» Short problem
Leaving out every picture, retype the lines below from the top through the one that contains "items-center justify-center bg-[#ecebe6]".

» Given information

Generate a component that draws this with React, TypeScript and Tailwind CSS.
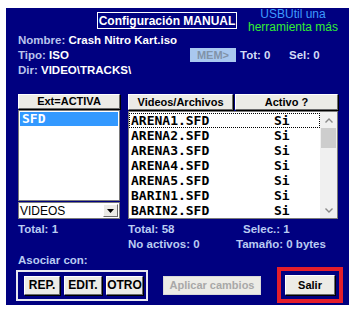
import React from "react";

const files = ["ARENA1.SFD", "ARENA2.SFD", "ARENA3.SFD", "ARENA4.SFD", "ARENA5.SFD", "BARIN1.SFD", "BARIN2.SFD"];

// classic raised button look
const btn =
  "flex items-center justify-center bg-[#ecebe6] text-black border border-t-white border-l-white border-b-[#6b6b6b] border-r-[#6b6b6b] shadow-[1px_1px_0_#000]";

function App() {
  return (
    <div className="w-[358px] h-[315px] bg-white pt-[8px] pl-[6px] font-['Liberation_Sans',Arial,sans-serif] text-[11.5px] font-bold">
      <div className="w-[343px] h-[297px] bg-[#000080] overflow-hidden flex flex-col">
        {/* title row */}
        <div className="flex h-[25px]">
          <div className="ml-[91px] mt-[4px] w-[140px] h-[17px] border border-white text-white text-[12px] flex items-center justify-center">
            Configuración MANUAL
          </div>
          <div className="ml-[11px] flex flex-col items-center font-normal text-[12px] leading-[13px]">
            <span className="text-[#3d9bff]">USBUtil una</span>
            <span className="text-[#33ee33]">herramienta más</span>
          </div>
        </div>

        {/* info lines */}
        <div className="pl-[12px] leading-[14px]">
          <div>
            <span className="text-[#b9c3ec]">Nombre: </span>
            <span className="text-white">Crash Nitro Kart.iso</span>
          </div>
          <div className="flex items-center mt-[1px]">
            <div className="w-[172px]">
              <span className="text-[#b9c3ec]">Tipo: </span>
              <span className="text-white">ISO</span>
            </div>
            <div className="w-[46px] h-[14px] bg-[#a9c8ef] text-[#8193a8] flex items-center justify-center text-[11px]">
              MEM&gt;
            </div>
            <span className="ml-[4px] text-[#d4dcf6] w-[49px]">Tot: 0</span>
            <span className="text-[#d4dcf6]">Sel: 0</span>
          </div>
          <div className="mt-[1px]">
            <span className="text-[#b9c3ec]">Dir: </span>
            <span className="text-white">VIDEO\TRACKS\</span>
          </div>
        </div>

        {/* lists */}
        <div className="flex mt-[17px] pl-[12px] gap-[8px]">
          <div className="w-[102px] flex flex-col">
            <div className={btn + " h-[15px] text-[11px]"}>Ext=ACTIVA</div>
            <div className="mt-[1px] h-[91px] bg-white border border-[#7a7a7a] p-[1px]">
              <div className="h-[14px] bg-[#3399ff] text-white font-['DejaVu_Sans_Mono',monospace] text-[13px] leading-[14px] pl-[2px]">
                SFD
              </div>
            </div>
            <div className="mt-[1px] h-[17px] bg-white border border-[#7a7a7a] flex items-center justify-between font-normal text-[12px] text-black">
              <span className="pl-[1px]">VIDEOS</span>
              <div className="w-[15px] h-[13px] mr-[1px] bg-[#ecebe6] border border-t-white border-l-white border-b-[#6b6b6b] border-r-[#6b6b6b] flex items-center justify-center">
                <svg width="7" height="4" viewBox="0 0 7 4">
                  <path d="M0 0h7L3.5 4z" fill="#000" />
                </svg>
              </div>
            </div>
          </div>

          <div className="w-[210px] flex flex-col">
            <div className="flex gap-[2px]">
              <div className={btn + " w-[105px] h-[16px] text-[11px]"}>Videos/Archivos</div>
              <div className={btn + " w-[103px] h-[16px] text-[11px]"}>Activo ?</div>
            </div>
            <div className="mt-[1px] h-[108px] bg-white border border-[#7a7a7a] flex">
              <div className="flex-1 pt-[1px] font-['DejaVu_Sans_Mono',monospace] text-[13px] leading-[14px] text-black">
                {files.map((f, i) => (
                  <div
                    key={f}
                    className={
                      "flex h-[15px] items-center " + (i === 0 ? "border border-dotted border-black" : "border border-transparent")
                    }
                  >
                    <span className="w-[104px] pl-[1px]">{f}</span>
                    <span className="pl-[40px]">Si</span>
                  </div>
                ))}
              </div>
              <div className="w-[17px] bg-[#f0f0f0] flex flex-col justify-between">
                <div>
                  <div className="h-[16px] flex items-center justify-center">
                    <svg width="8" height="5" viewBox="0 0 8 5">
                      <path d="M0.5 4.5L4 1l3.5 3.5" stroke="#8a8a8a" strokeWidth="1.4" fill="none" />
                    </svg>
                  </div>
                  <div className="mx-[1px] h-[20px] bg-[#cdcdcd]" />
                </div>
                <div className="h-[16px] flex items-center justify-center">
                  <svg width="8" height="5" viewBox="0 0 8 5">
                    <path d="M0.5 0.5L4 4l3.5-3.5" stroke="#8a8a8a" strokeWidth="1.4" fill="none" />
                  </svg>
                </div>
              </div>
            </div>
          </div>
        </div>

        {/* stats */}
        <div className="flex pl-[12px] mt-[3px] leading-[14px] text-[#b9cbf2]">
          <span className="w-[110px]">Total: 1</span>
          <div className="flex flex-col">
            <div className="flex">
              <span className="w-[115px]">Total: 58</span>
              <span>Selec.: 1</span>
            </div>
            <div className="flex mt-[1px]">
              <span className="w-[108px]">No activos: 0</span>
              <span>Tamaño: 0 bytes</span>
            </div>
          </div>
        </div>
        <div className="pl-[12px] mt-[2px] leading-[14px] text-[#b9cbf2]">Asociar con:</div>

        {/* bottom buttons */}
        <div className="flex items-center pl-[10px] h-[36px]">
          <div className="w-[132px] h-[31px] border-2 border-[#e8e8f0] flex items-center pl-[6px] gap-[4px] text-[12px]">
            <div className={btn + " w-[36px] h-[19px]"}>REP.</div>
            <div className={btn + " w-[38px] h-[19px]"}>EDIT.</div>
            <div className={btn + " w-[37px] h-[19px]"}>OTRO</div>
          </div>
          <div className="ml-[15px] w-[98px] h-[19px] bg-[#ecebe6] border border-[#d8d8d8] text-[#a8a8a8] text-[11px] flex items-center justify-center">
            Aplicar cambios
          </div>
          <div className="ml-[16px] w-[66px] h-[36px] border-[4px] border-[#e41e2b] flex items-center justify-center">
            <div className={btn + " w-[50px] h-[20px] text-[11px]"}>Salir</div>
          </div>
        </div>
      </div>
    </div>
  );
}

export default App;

» Exercise result
Generate a component that draws this with React, TypeScript and Tailwind CSS.
import React from "react";

const files = ["ARENA1.SFD", "ARENA2.SFD", "ARENA3.SFD", "ARENA4.SFD", "ARENA5.SFD", "BARIN1.SFD", "BARIN2.SFD"];

// classic raised button look
const btn =
  "flex items-center justify-center bg-[#ecebe6] text-black border border-t-white border-l-white border-b-[#6b6b6b] border-r-[#6b6b6b] shadow-[1px_1px_0_#000]";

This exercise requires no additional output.